* _EXERCISE BRIEF_:
Give the number of lines holding the string "this" and nothing more.

* _EXERCISE INPUT_:
'''

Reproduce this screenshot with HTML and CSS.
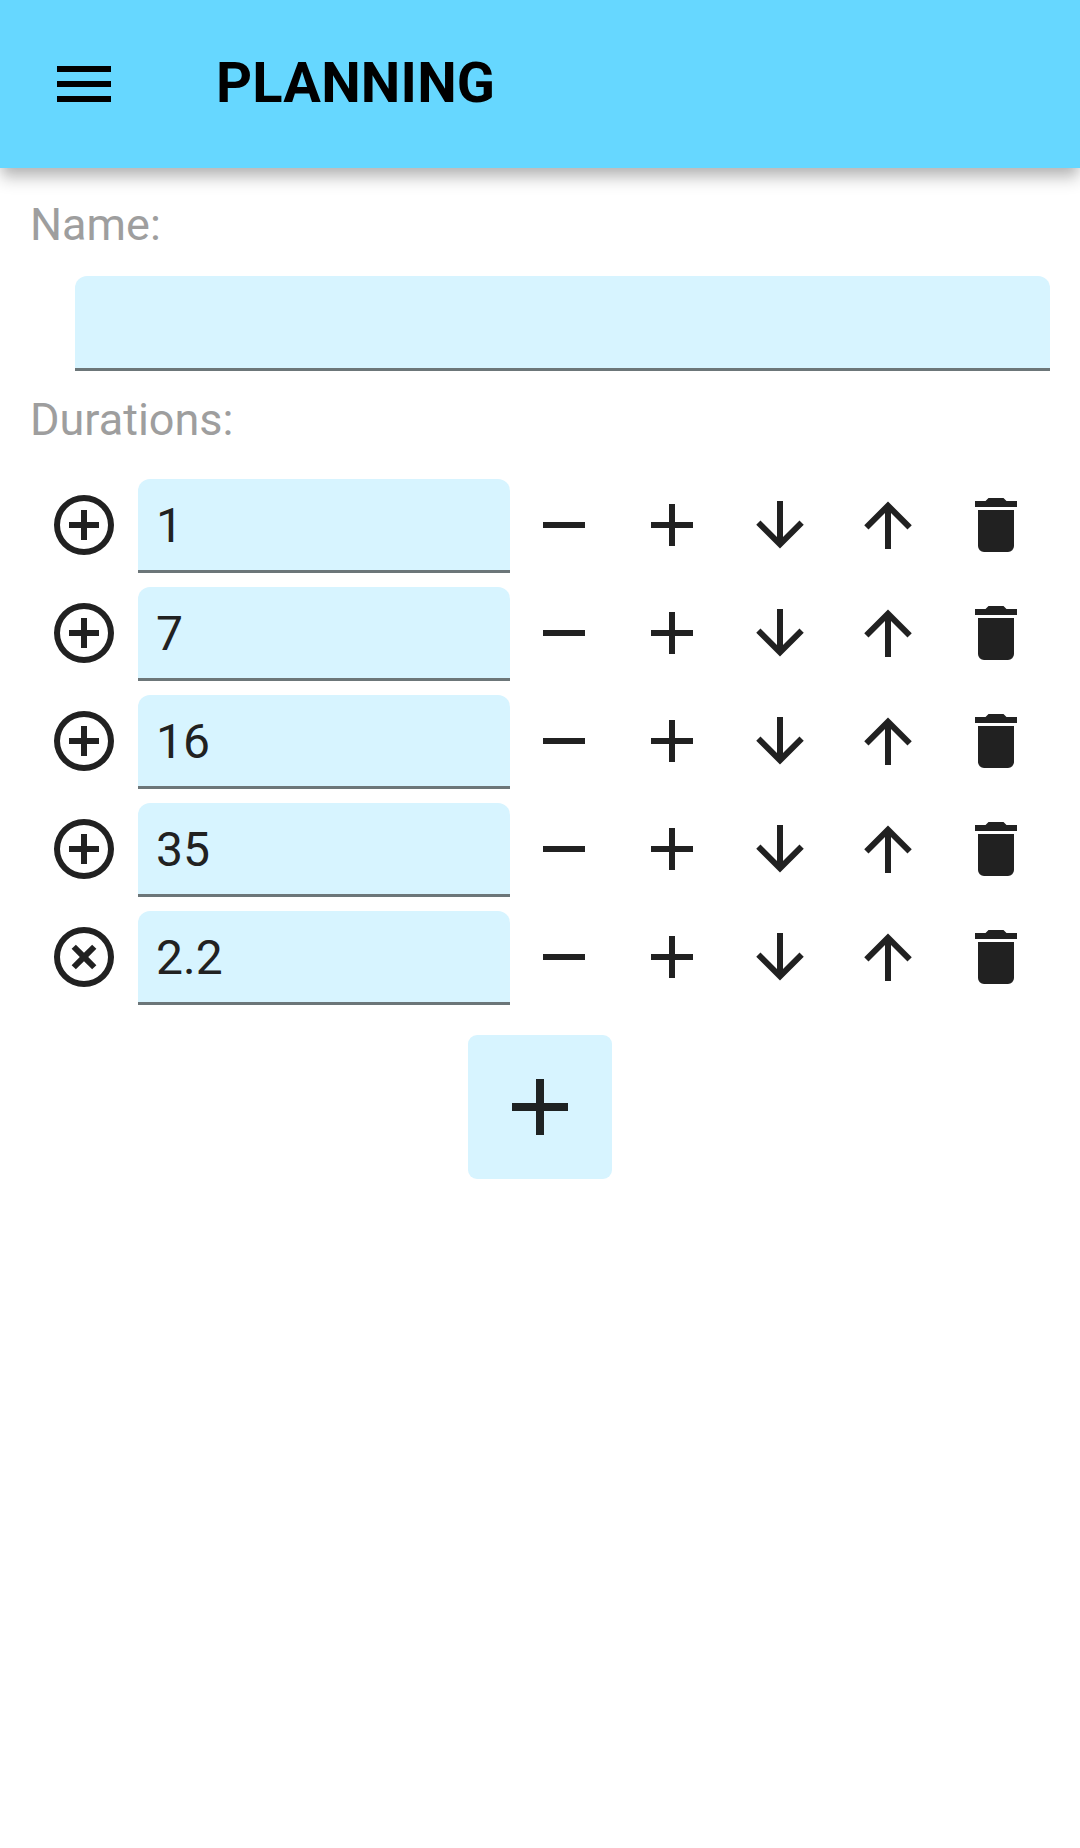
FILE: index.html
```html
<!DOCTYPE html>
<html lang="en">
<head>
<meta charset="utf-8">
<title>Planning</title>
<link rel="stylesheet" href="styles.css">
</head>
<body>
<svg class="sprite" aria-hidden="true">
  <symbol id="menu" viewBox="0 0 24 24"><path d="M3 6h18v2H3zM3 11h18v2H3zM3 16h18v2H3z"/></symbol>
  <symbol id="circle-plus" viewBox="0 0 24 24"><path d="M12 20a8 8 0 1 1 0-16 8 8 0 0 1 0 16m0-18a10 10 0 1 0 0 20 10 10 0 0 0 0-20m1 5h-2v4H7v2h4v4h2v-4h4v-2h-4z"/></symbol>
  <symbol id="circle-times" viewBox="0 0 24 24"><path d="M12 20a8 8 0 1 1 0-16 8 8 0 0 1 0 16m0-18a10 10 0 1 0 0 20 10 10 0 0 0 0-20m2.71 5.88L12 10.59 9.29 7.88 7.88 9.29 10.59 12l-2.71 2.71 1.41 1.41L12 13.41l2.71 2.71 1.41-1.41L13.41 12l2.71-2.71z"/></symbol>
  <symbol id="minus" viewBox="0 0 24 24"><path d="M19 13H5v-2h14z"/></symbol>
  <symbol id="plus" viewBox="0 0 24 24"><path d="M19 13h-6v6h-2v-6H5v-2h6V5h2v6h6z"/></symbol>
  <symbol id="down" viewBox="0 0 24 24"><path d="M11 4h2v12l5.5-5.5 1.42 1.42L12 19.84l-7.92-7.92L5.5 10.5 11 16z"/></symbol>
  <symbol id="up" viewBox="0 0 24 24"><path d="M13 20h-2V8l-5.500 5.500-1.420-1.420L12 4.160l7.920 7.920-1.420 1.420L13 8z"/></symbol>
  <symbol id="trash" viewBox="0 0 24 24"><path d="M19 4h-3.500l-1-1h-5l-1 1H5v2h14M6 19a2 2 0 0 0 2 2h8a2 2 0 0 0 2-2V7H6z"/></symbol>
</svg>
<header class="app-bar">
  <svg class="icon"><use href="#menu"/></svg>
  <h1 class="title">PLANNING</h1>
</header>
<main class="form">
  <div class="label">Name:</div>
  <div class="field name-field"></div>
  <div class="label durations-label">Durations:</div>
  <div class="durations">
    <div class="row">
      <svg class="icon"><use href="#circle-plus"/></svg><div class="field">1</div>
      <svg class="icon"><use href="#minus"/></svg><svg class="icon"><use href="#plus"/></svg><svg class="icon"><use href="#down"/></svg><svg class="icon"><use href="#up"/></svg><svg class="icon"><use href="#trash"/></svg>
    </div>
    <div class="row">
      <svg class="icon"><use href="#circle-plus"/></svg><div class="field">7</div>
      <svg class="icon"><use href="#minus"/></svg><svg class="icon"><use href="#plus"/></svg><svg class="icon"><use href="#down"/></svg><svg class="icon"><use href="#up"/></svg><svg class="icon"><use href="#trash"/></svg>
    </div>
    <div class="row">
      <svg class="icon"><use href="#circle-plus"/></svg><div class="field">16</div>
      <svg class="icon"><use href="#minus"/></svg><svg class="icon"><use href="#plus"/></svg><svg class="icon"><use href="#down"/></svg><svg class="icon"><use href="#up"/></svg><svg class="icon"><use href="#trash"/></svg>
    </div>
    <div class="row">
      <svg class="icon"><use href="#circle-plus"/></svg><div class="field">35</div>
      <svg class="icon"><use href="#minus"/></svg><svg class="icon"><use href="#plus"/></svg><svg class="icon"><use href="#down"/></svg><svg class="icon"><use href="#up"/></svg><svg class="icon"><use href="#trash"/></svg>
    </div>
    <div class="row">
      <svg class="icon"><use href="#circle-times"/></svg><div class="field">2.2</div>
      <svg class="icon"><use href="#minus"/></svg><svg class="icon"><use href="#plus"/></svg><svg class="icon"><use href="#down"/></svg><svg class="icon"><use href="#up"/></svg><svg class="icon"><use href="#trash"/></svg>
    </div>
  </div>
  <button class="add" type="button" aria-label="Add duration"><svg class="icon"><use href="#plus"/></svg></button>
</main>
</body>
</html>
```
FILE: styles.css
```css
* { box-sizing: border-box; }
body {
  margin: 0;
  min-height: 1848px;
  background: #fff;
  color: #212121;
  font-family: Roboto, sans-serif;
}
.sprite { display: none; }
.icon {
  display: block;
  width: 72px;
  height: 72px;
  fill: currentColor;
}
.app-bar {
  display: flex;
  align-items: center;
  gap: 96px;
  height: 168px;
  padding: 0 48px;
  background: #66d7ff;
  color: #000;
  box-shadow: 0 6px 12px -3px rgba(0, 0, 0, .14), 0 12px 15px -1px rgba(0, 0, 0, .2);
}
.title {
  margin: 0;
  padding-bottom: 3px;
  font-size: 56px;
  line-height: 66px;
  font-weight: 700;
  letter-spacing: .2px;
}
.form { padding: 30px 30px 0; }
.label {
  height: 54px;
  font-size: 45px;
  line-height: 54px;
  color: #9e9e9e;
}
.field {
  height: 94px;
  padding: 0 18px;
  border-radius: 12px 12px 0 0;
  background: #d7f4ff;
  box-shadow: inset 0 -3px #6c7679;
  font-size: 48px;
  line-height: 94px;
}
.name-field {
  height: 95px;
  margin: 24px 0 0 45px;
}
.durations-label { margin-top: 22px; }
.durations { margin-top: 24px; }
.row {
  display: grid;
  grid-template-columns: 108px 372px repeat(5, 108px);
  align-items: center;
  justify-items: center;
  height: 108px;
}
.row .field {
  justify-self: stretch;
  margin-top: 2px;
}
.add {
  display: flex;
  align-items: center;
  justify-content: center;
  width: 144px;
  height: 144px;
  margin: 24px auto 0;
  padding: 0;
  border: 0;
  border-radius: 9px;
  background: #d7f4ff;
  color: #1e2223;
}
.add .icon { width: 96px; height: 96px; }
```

'''
'''

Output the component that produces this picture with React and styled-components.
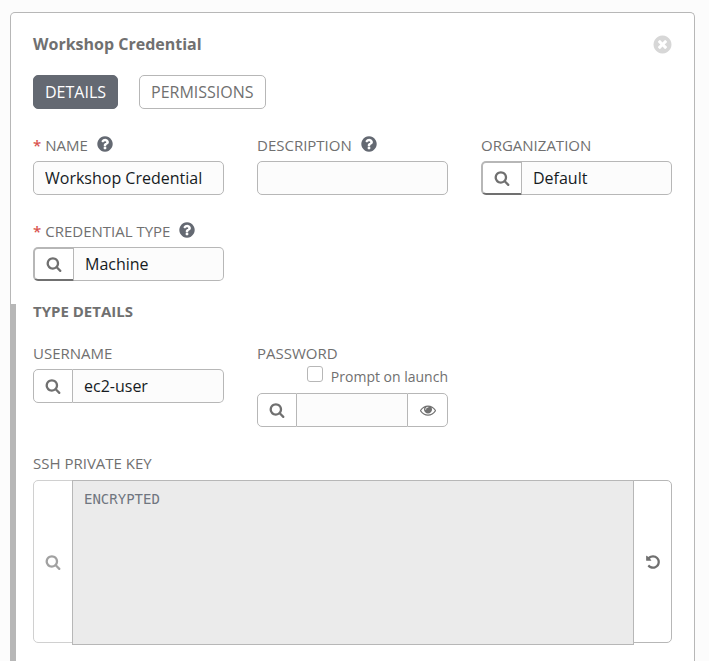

'''

* _RESPONSE TO THE TASK_:
2